Billy Sunday was a famous baseball player of his day and turned evangelist. “Nowadays we think we are too smart to believe in the Virgin birth of Jesus and too well educated to believe in the Resurrection. That’s why people are going to the devil in multitudes.”

“Center fielder Billy Sunday made a three-base hit at Farwell Hall last night. There is no other way to express the success of his first appearance as an evangelist in Chicago.” So reported the local press about Sunday’s first public appearance as a preacher in the late 1880s. “His audience was made up of about 500 men who didn’t know much about his talents as a preacher but could remember his galloping to second base with his cap in hand.”

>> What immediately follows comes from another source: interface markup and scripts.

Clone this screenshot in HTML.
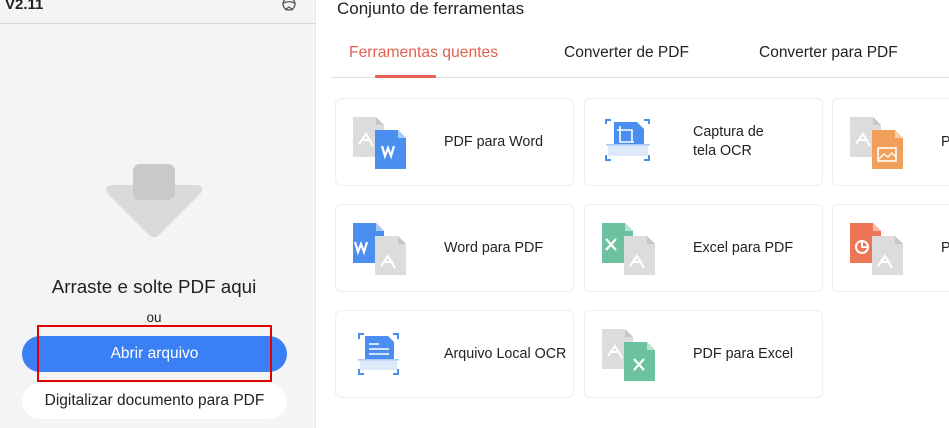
<!DOCTYPE html>
<html><head><meta charset="utf-8"><style>
*{margin:0;padding:0;box-sizing:border-box}
body{width:949px;height:428px;overflow:hidden;background:#fff;font-family:"Liberation Sans",Arial,sans-serif;position:relative;color:#222}
.a{position:absolute;white-space:nowrap}
#left{position:absolute;left:0;top:0;width:316px;height:428px;background:#f4f4f4;border-right:1px solid #e6e6e6}
.card{position:absolute;width:239px;height:88px;border:1px solid #eeeeee;border-radius:6px;background:#fff}
.card svg{position:absolute;left:15px;top:15px}
.card .t{position:absolute;left:108px;top:0;height:86px;display:flex;align-items:center;font-size:14.3px;color:#222;line-height:19px}
</style></head><body>
<div id="left">
 <div class="a" style="left:5px;top:-4px;font-size:15px;font-weight:bold;color:#222">V2.11</div>
 <svg class="a" style="left:278px;top:-3px" width="22" height="18" viewBox="0 0 22 18"><circle cx="11" cy="7" r="6" fill="none" stroke="#555" stroke-width="1.3"/><path d="M5 7c2-3 10-3 12 0M7 13l4-3 4 3" fill="none" stroke="#555" stroke-width="1.2"/></svg>
 <div class="a" style="left:0;top:23px;width:316px;height:1px;background:#d8d8d8"></div>
 <svg class="a" style="left:104px;top:163px" width="100" height="80" viewBox="0 0 100 80"><path d="M8 22h84c6 0 8 5 4 9L55 72c-3 3-7 3-10 0L4 31c-4-4-2-9 4-9z" fill="#dadada"/><rect x="29" y="1" width="42" height="36" rx="7" fill="#c9c9c9"/></svg>
 <div class="a" style="left:0;width:308px;text-align:center;top:276px;font-size:18.8px;color:#222">Arraste e solte PDF aqui</div>
 <div class="a" style="left:0;width:308px;text-align:center;top:310px;font-size:13.5px;color:#222">ou</div>
 <div class="a" style="left:22px;top:336px;width:265px;height:36px;border-radius:18px;background:#3b7ff5;color:#fff;font-size:15.5px;text-align:center;line-height:36px">Abrir arquivo</div>
 <div class="a" style="left:37px;top:325px;width:235px;height:57px;border:2px solid #e00000"></div>
 <div class="a" style="left:22px;top:383px;width:265px;height:36px;border-radius:18px;background:#fff;color:#222;font-size:15.5px;text-align:center;line-height:36px">Digitalizar documento para PDF</div>
</div>
<div class="a" style="left:337px;top:-1px;font-size:17px;color:#222">Conjunto de ferramentas</div>
<div class="a" style="left:349px;top:44px;font-size:15.7px;color:#e5604f">Ferramentas quentes</div>
<div class="a" style="left:564px;top:44px;font-size:15.5px;color:#222">Converter de PDF</div>
<div class="a" style="left:759px;top:44px;font-size:15.5px;color:#222">Converter para PDF</div>
<div class="a" style="left:331px;top:77px;width:618px;height:1px;background:#e0e0e0"></div>
<div class="a" style="left:375px;top:75px;width:61px;height:3px;background:#e5604f;border-radius:1px"></div>

<div class="card" style="left:335px;top:98px"><svg width="60" height="60" viewBox="0 0 60 60"><path d="M2 3h23l8 8v32H2z" fill="#dcdcdc"/><path d="M25 3v8h8z" fill="#c6c6c6"/><path d="M8 30l7-10 7 12M10 26h10" stroke="#fff" stroke-width="2" fill="none"/><path d="M24 16h23l8 8v31H24z" fill="#4a8ef0"/><path d="M47 16v8h8z" fill="#a9c9f8"/><path d="M31 32l3 10 3-8 3 8 3-10" stroke="#fff" stroke-width="2.2" fill="none"/></svg><div class="t">PDF para Word</div></div>
<div class="card" style="left:584px;top:98px"><svg width="60" height="60" viewBox="0 0 60 60"><path d="M6 10V6h5M44 6h5v4M6 41v5h5M44 46h5v-5" stroke="#4a8ef0" stroke-width="2" fill="none"/><path d="M14 8h23l7 7v15H14z" fill="#4a8ef0"/><rect x="8" y="30" width="40" height="12" fill="#dde8f8"/><path d="M20 12v16h14M17 16h15v12" stroke="#fff" stroke-width="1.6" fill="none"/><rect x="6" y="30" width="44" height="1.5" fill="#a9c9f8"/></svg><div class="t">Captura de<br>tela OCR</div></div>
<div class="card" style="left:832px;top:98px;width:130px"><svg width="60" height="60" viewBox="0 0 60 60"><path d="M2 3h23l8 8v32H2z" fill="#dcdcdc"/><path d="M25 3v8h8z" fill="#c6c6c6"/><path d="M8 30l7-10 7 12M10 26h10" stroke="#fff" stroke-width="2" fill="none"/><path d="M24 16h23l8 8v31H24z" fill="#f0a05a"/><path d="M47 16v8h8z" fill="#f8cfa8"/><rect x="30" y="34" width="18" height="13" fill="none" stroke="#fff" stroke-width="1.6"/><path d="M31 45l5-5 4 3 4-4 4 4" stroke="#fff" stroke-width="1.4" fill="none"/></svg><div class="t">P</div></div>
<div class="card" style="left:335px;top:204px"><svg width="60" height="60" viewBox="0 0 60 60"><path d="M2 3h23l8 8v32H2z" fill="#4a8ef0"/><path d="M25 3v8h8z" fill="#a9c9f8"/><path d="M4 22l3 10 3-8 3 8 3-10" stroke="#fff" stroke-width="2.2" fill="none"/><path d="M24 16h23l8 8v31H24z" fill="#dcdcdc"/><path d="M47 16v8h8z" fill="#c6c6c6"/><path d="M30 46l7-10 7 12M32 42h10" stroke="#fff" stroke-width="2" fill="none"/></svg><div class="t">Word para PDF</div></div>
<div class="card" style="left:584px;top:204px"><svg width="60" height="60" viewBox="0 0 60 60"><path d="M2 3h23l8 8v32H2z" fill="#6cc19e"/><path d="M25 3v8h8z" fill="#b8e2cf"/><path d="M6 19l10 11M16 19L6 30" stroke="#fff" stroke-width="2.2"/><path d="M24 16h23l8 8v31H24z" fill="#dcdcdc"/><path d="M47 16v8h8z" fill="#c6c6c6"/><path d="M30 46l7-10 7 12M32 42h10" stroke="#fff" stroke-width="2" fill="none"/></svg><div class="t">Excel para PDF</div></div>
<div class="card" style="left:832px;top:204px;width:130px"><svg width="60" height="60" viewBox="0 0 60 60"><path d="M2 3h23l8 8v32H2z" fill="#ee7656"/><path d="M25 3v8h8z" fill="#f8b9a6"/><circle cx="14" cy="27" r="6" fill="none" stroke="#fff" stroke-width="2"/><path d="M14 21v6h6" stroke="#fff" stroke-width="2" fill="none"/><path d="M24 16h23l8 8v31H24z" fill="#dcdcdc"/><path d="M47 16v8h8z" fill="#c6c6c6"/><path d="M30 46l7-10 7 12M32 42h10" stroke="#fff" stroke-width="2" fill="none"/></svg><div class="t">P</div></div>
<div class="card" style="left:335px;top:310px"><svg width="60" height="60" viewBox="0 0 60 60"><path d="M8 13V8h5M42 8h5v5M8 43v5h5M42 48h5v-5" stroke="#4a8ef0" stroke-width="2" fill="none"/><path d="M14 10h23l6 6v17H14z" fill="#4a8ef0"/><rect x="9" y="33" width="37" height="11" fill="#dde8f8"/><path d="M18 18h10M18 23h20M18 28h20" stroke="#fff" stroke-width="1.6"/><rect x="7" y="33" width="41" height="1.5" fill="#a9c9f8"/></svg><div class="t">Arquivo Local OCR</div></div>
<div class="card" style="left:584px;top:310px"><svg width="60" height="60" viewBox="0 0 60 60"><path d="M2 3h23l8 8v32H2z" fill="#dcdcdc"/><path d="M25 3v8h8z" fill="#c6c6c6"/><path d="M8 30l7-10 7 12M10 26h10" stroke="#fff" stroke-width="2" fill="none"/><path d="M24 16h23l8 8v31H24z" fill="#6cc19e"/><path d="M47 16v8h8z" fill="#b8e2cf"/><path d="M34 33l10 11M44 33L34 44" stroke="#fff" stroke-width="2.2"/></svg><div class="t">PDF para Excel</div></div>
</body></html>
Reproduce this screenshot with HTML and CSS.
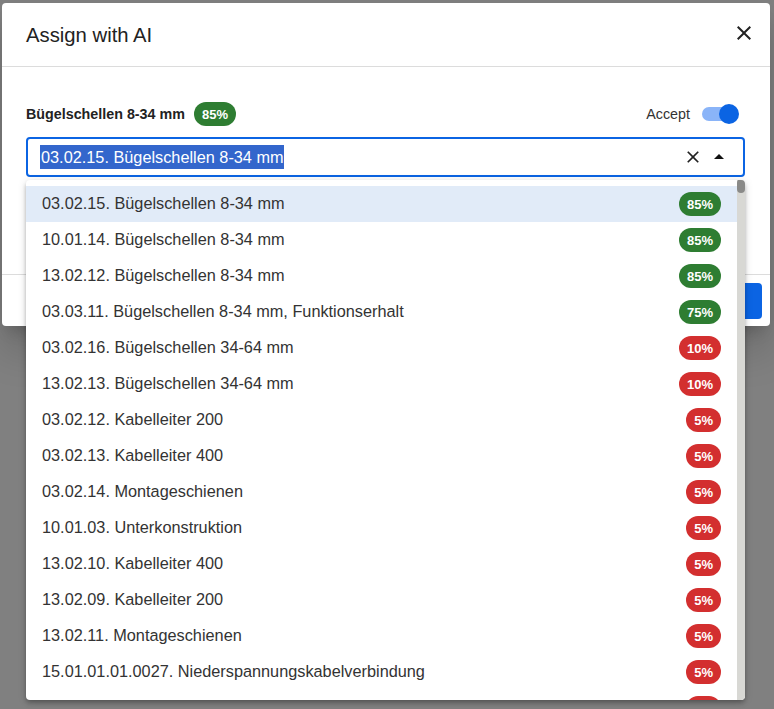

This was just the beginning for Sunday. Until Billy Graham, no American evangelist preached to so many millions, or saw as many conversions—an estimated 300,000.

From baseball to the Y

“I never saw my father,” Sunday began his autobiography, for his father had died of pneumonia in the Civil War five weeks after Sunday’s birth. In fact, his early childhood in an Iowa log cabin was enveloped by death—ten deaths before he reached the age of 10. His mother was so impoverished, she sent her children away to the Soldier’s Orphans Home. Sunday survived only with the support of his brother and his love of sports, especially baseball.

His professional baseball career began with the Chicago White Stockings in 1883 (he struck out his first 13 at bats); he moved to the Pittsburgh Pirates, and in 1890, to the Philadelphia Athletics, where he was batting .261 and had stolen 84 bases when he quit.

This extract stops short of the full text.